Great answer but I would add that 1203.4 and a Cert. of Rehabilitation are mutually exclusive remedies. 1203.4 is for probationers who have done what was required of them. If you were sentenced to state prison you can't get 1203.4 relief. In that case the certificate is your only option.

Posted

An expungement is available for you and a cert of rehab afterward but is difficult to obtain. I suggest you consult a lawyer in your area for further specifics.

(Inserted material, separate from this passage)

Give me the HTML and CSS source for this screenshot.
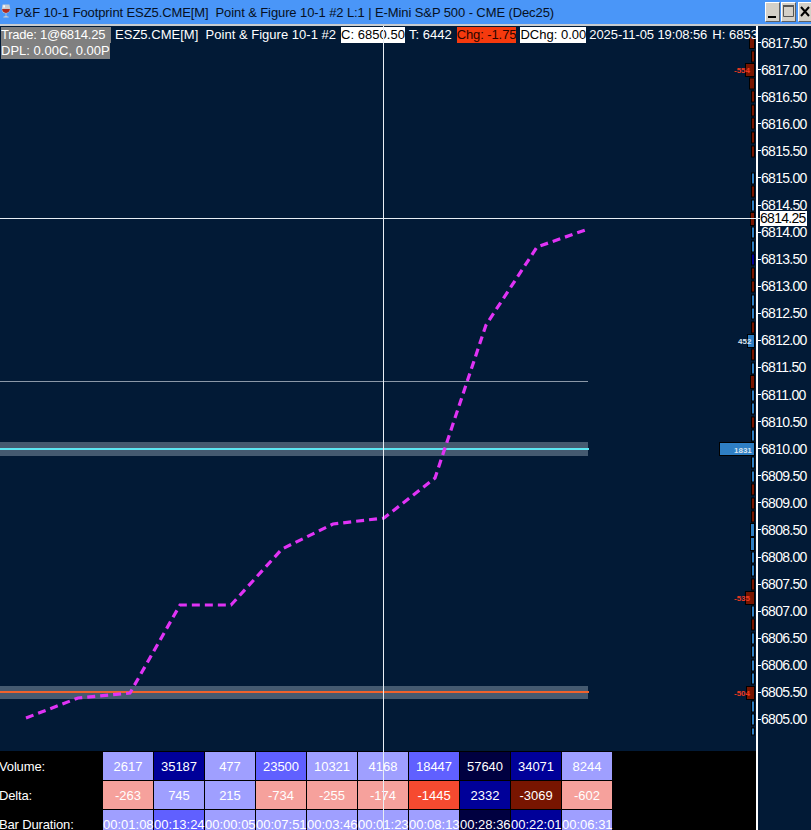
FILE: index.html
```html
<!DOCTYPE html>
<html lang="en">
<head>
<meta charset="utf-8">
<title>P&amp;F 10-1 Footprint</title>
<link rel="stylesheet" href="styles.css">
</head>
<body>
<div class="window">
  <header class="titlebar">
    <svg class="app-icon" width="10" height="18" viewBox="0 0 13 19">
      <path d="M2 1h9l1 6c0 3-2 5-5 5.500V16l3 1v1H3v-1l3-1v-3.500C3 13 1 10 1 7z" fill="#c8ccd0"/>
      <path d="M1.500 7h10c0 3-2 5-5 5s-5-2-5-5z" fill="#b02a20"/>
      <path d="M3 2h2v3H3z" fill="#ffffff"/>
    </svg>
    <span class="title">P&amp;F 10-1 Footprint ESZ5.CME[M]&nbsp; Point &amp; Figure 10-1 #2 L:1 | E-Mini S&amp;P 500 - CME (Dec25)</span>
    <div class="win-buttons">
      <span class="win-btn"><svg width="15" height="19" viewBox="0 0 15 19"><path d="M3 14h8v2H3z" fill="#000"/></svg></span>
      <span class="win-btn"><svg width="15" height="19" viewBox="0 0 15 19"><path d="M2.500 3.500h10v11h-10z" fill="none" stroke="#555"/><path d="M2 3h11v2H2z" fill="#555"/></svg></span>
      <span class="win-btn win-btn-close"><svg width="15" height="19" viewBox="0 0 15 19"><path d="M3 5l8 9M11 5l-8 9" stroke="#000" stroke-width="2" fill="none"/></svg></span>
    </div>
  </header>
  <div class="workspace">
    <div class="chart-col">
      <div class="plot">
        <svg class="plot-svg" width="756" height="725" viewBox="0 26 756 725">
          <rect class="band" x="0" y="442" width="588" height="14"/>
          <rect class="band" x="0" y="686" width="588" height="13"/>
          <line class="line-thin" x1="0" y1="381.500" x2="588" y2="381.500"/>
          <line class="line-cyan" x1="0" y1="449" x2="589" y2="449"/>
          <line class="line-orange" x1="0" y1="692" x2="589" y2="692"/>
          <polyline class="trace" points="26,718 78,698 130,693 180,605 231,605 282,549 333,524 384,518 435,478 486,325 537,247 588,229"/>
          <g class="profile">
            <rect class="r" x="749.500" y="37.500" width="5" height="11"/>
            <rect class="r" x="751.500" y="51" width="3" height="11"/>
            <rect class="r" x="745.500" y="63.500" width="9" height="13"/>
            <rect class="r" x="749.500" y="78" width="5" height="11"/>
            <rect class="r" x="751.500" y="91" width="3" height="11"/>
            <rect class="r" x="751.500" y="105" width="3" height="11"/>
            <rect class="r" x="751.500" y="118" width="3" height="11"/>
            <rect class="r" x="751.500" y="132" width="3" height="11"/>
            <rect class="r" x="751.500" y="146" width="3" height="11"/>
            <rect class="b" x="751.500" y="173" width="3" height="11"/>
            <rect class="r" x="751.500" y="186" width="3" height="11"/>
            <rect class="b" x="751.500" y="200" width="3" height="11"/>
            <rect class="r" x="750.500" y="212.500" width="4" height="13"/>
            <rect class="b" x="751.500" y="227" width="3" height="11"/>
            <rect class="b" x="751.500" y="241" width="3" height="11"/>
            <rect class="n" x="751.500" y="254" width="3" height="11"/>
            <rect class="r" x="751.500" y="268" width="3" height="11"/>
            <rect class="r" x="751.500" y="281" width="3" height="11"/>
            <rect class="b" x="751.500" y="295" width="3" height="11"/>
            <rect class="b" x="751.500" y="308" width="3" height="11"/>
            <rect class="r" x="751.500" y="322" width="3" height="11"/>
            <rect class="b" x="747.500" y="334.500" width="7" height="13"/>
            <rect class="r" x="751.500" y="349" width="3" height="11"/>
            <rect class="b" x="751.500" y="363" width="3" height="11"/>
            <rect class="r" x="750.500" y="375.500" width="4" height="13"/>
            <rect class="b" x="751.500" y="390" width="3" height="11"/>
            <rect class="b" x="751.500" y="403" width="3" height="11"/>
            <rect class="r" x="751.500" y="417" width="3" height="11"/>
            <rect class="b" x="751.500" y="430" width="3" height="11"/>
            <rect class="b" x="719.500" y="442.500" width="35" height="13"/>
            <rect class="b" x="751.500" y="457" width="3" height="11"/>
            <rect class="b" x="751.500" y="471" width="3" height="11"/>
            <rect class="r" x="751.500" y="484" width="3" height="11"/>
            <rect class="r" x="751.500" y="498" width="3" height="11"/>
            <rect class="r" x="751.500" y="511" width="3" height="11"/>
            <rect class="b" x="750.500" y="523.500" width="4" height="13"/>
            <rect class="b" x="750.500" y="537.500" width="4" height="13"/>
            <rect class="b" x="751.500" y="552" width="3" height="11"/>
            <rect class="b" x="751.500" y="565" width="3" height="11"/>
            <rect class="r" x="751.500" y="579" width="3" height="11"/>
            <rect class="r" x="745.500" y="591.500" width="9" height="13"/>
            <rect class="b" x="751.500" y="606" width="3" height="11"/>
            <rect class="r" x="751.500" y="619" width="3" height="11"/>
            <rect class="b" x="751.500" y="633" width="3" height="11"/>
            <rect class="b" x="751.500" y="646" width="3" height="11"/>
            <rect class="b" x="751.500" y="660" width="3" height="11"/>
            <rect class="b" x="751.500" y="673" width="3" height="11"/>
            <rect class="r" x="746.500" y="686.500" width="8" height="13"/>
            <rect class="b" x="751.500" y="701" width="3" height="11"/>
            <rect class="b" x="751.500" y="714" width="3" height="11"/>
            <rect class="b" x="751.500" y="728" width="3" height="7"/>
          </g>
          <text class="pv pv-red" x="734" y="73">-554</text>
          <text class="pv pv-white" x="738" y="344">452</text>
          <text class="pv pv-white" x="734" y="452.500">1831</text>
          <text class="pv pv-red" x="734" y="601">-535</text>
          <text class="pv pv-red" x="734" y="696">-504</text>
        </svg>
        <div class="legend">
          <div class="legend-stack">
            <span class="tag tag-gray tag-trade">Trade: 1@6814.25</span>
            <span class="tag tag-gray tag-dpl">DPL: 0.00C, 0.00P</span>
          </div>
          <span class="tag tag-study">ESZ5.CME[M]&nbsp; Point &amp; Figure 10-1 #2</span>
          <span class="tag tag-white tag-close">C: 6850.50</span>
          <span class="tag">T: 6442</span>
          <span class="tag tag-red">Chg: -1.75</span>
          <span class="tag tag-white">DChg: 0.00</span>
          <span class="tag tag-date">2025-11-05 19:08:56</span>
          <span class="tag">H: 6853</span>
        </div>
      </div>
      <div class="stats">
        <div class="stats-label">Volume:</div>
        <div class="c c1">2617</div><div class="c c3">35187</div><div class="c c1">477</div><div class="c c2">23500</div><div class="c c1">10321</div><div class="c c1">4168</div><div class="c c2">18447</div><div class="c c4">57640</div><div class="c c3">34071</div><div class="c c1">8244</div>
        <div class="stats-label">Delta:</div>
        <div class="c r1">-263</div><div class="c c1">745</div><div class="c c1">215</div><div class="c r1">-734</div><div class="c r1">-255</div><div class="c r1">-174</div><div class="c r2">-1445</div><div class="c c3">2332</div><div class="c r3">-3069</div><div class="c r1">-602</div>
        <div class="stats-label">Bar Duration:</div>
        <div class="c c1">00:01:08</div><div class="c c2">00:13:24</div><div class="c c1">00:00:05</div><div class="c c1">00:07:51</div><div class="c c1">00:03:46</div><div class="c c1">00:01:23</div><div class="c c1">00:08:13</div><div class="c c4">00:28:36</div><div class="c c3">00:22:01</div><div class="c c1">00:06:31</div>
      </div>
    </div>
    <div class="axis">
      <span class="price">6817.50</span><span class="price">6817.00</span><span class="price">6816.50</span><span class="price">6816.00</span><span class="price">6815.50</span><span class="price">6815.00</span><span class="price">6814.50</span><span class="price">6814.00</span><span class="price">6813.50</span><span class="price">6813.00</span><span class="price">6812.50</span><span class="price">6812.00</span><span class="price">6811.50</span><span class="price">6811.00</span><span class="price">6810.50</span><span class="price">6810.00</span><span class="price">6809.50</span><span class="price">6809.00</span><span class="price">6808.50</span><span class="price">6808.00</span><span class="price">6807.50</span><span class="price">6807.00</span><span class="price">6806.50</span><span class="price">6806.00</span><span class="price">6805.50</span><span class="price">6805.00</span>
    </div>
    <div class="cross-v"></div>
    <div class="cross-h"></div>
    <span class="last-price">6814.25</span>
  </div>
</div>
</body>
</html>
```
FILE: styles.css
```css
* { box-sizing: border-box; }
html, body { margin: 0; padding: 0; overflow: hidden; }
body { background: #021a36; font-family: "Liberation Sans", Arial, sans-serif; }
.window { width: 811px; height: 830px; display: flex; flex-direction: column; overflow: hidden; }

.titlebar { height: 26px; flex: none; display: flex; align-items: flex-start; padding: 2px 0 0 1px; background: #4a96f8; border-bottom: 2px solid #c8ccd0; }
.app-icon { flex: none; margin-right: 4px; }
.title { font-size: 13px; line-height: 19px; letter-spacing: -0.1px; color: #061022; white-space: pre; flex: 1; margin-top: 1px; }
.win-buttons { display: flex; gap: 1px; flex: none; margin-right: -3px; }
.win-btn { width: 15px; height: 20px; background: #d4d0c8; border: 1px solid; border-color: #ffffff #606060 #606060 #ffffff; display: flex; }
.win-btn svg { flex: none; margin: -1px; }
.win-btn-close { width: 16px; margin-left: 1px; }

.workspace { position: relative; flex: 1; display: flex; min-height: 0; }
.chart-col { width: 756px; flex: none; display: flex; flex-direction: column; }
.plot { position: relative; height: 725px; flex: none; background: #021a36; }
.plot-svg { display: block; }

.band { fill: #455a70; }
.line-thin { stroke: #8b98a8; stroke-width: 1; }
.line-cyan { stroke: #5ce6f2; stroke-width: 2; }
.line-orange { stroke: #f0622c; stroke-width: 2; }
.trace { fill: none; stroke: #e033f5; stroke-width: 3.200; stroke-dasharray: 8 5; }
.profile rect { stroke: #000000; stroke-width: 1; }
.profile .r { fill: #781500; }
.profile .b { fill: #2f7fc4; }
.profile .n { fill: #000099; }
.pv { font-family: "Liberation Sans", Arial, sans-serif; font-size: 8px; font-weight: bold; }
.pv-red { fill: #f03a20; }
.pv-white { fill: #d8e4f0; }

.legend { position: absolute; left: 1px; top: 1px; right: 0; display: flex; align-items: flex-start; overflow: hidden; white-space: nowrap; font-size: 13px; line-height: 16px; color: #ffffff; }
.legend-stack { display: flex; flex-direction: column; flex: none; width: 110px; margin-right: 4px; }
.tag { flex: none; display: block; margin-right: 4px; letter-spacing: 0.02px; }
.legend-stack .tag { margin-right: 0; }
.tag-gray { background: #808080; }
.tag-trade { width: 110px; letter-spacing: -0.25px; }
.tag-dpl { width: 109px; }
.tag-study { margin-right: 5px; }
.tag-white { background: #ffffff; color: #000000; }
.tag-red { background: #f53a0e; color: #2a0500; letter-spacing: -0.1px; margin-left: 1px; margin-right: 4px; }
.tag-close { margin-right: 4px; }
.tag-date { margin-left: -1px; letter-spacing: -0.1px; margin-right: 5px; }

.stats { flex: 1; background: #000000; display: grid; grid-template-columns: 103px repeat(10, 51px); grid-auto-rows: 29px; padding-top: 1px; font-size: 13px; color: #ffffff; overflow: hidden; }
.stats-label { line-height: 27px; margin-left: -1px; padding-top: 1px; white-space: nowrap; letter-spacing: -0.15px; }
.c { height: 28px; margin-right: 1px; padding-top: 1px; line-height: 27px; text-align: center; white-space: nowrap; font-size: 13px; }
.c1 { background: #9f9fff; }
.c2 { background: #6060ff; }
.c3 { background: #000099; }
.c4 { background: #000040; }
.r1 { background: #f6a19c; }
.r2 { background: #f64a30; }
.r3 { background: #781500; }

.axis { flex: 1; min-width: 0; border-left: 2px solid #ffffff; background: #021a36; display: flex; flex-direction: column; padding-top: 3px; color: #ffffff; }
.price { height: 27.08px; flex: none; display: flex; align-items: center; font-size: 14px; letter-spacing: -0.7px; white-space: nowrap; }
.price::before { content: ""; width: 3px; height: 1px; background: #ffffff; flex: none; }

.cross-v { position: absolute; left: 383px; top: 0; bottom: 0; width: 1px; background: #e8eef4; }
.cross-h { position: absolute; left: 0; top: 192px; width: 760px; height: 1px; background: #e8eef4; }
.last-price { position: absolute; left: 760px; top: 185px; width: 47px; height: 15px; background: #ffffff; color: #000000; font-size: 14px; line-height: 15px; letter-spacing: -0.7px; }
```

Contributions on AVVO.com in no way create an attorney-client relationship nor are they intended to be relied upon as a course of action without having first consulted directly with an attorney, where the specific facts and circumstances of your case can be fully discussed.

Posted

If you have satisfied all of the terms of your probation, including payment of any restitution that was owed, you may be eligible to have your convictions expunged pursuant to PC 1203.4. However, you will need to explain things in a bit more detail. I suggest that you consult with a locally experienced defense attorney. Most will offer a free consultation, and some will charge fair prices with reasonable payment plans. They will be in the best position to answer your questions. Hiring an attorney will give you the best chance. Good luck.

Jasen Nielsen

Posted

If you were sentenced to probation, you are eligible for mandatory expungement if you fulfilled all the terms and conditions of probation for the entire period, or were terminated early by the court. You also can't have any pending cases or serving a sentence, including probation. See California Penal Code Section 1203.4. You can only apply for a Certificate of Rehabilitation thereafter. If you pleaded guilty, the strength of the evidence does not matter. You accepted responsibility and guilt. But you are eligible for expungement.

Christine C McCall

Christine C McCall

Posted

California law does NOT provide for expungement in the sense of deletion, erasure, or making the existing record go away or become invisible. A Penal Code § 1203.4 remedy is a post-conviction dismissal and is effected by an additional notation of the post-conviction dismissal to the CA Dept of Justice and federal NCIC records -- not an excision of the prior entry of conviction(s).

Anthony Michael Solis

Anthony Michael Solis

Posted

Ms. McCall is correct. In fact, for many purposes "expungement" has little value. Following expungment, convictions may still be "priorable," they still show up on your driving record, they can still count for immigration purposes and still must be reported to licensing agencies and some employers. Best to seek counsel for more tailored answers to your needs.

Posted

The Certificate of Rehabilitation is only applicable if you have been sentenced to the State Prison. Expungement is the choice for those placed on probation and not sentenced to State Prison. If you were placed on probation, you may be able to get the case dismissed based upon successful completion of probation. Also, you may be able to get a felony reduced to a misdemeanor. You really need to consult an attorney since you have multiple charges and the final outcomes are not clear.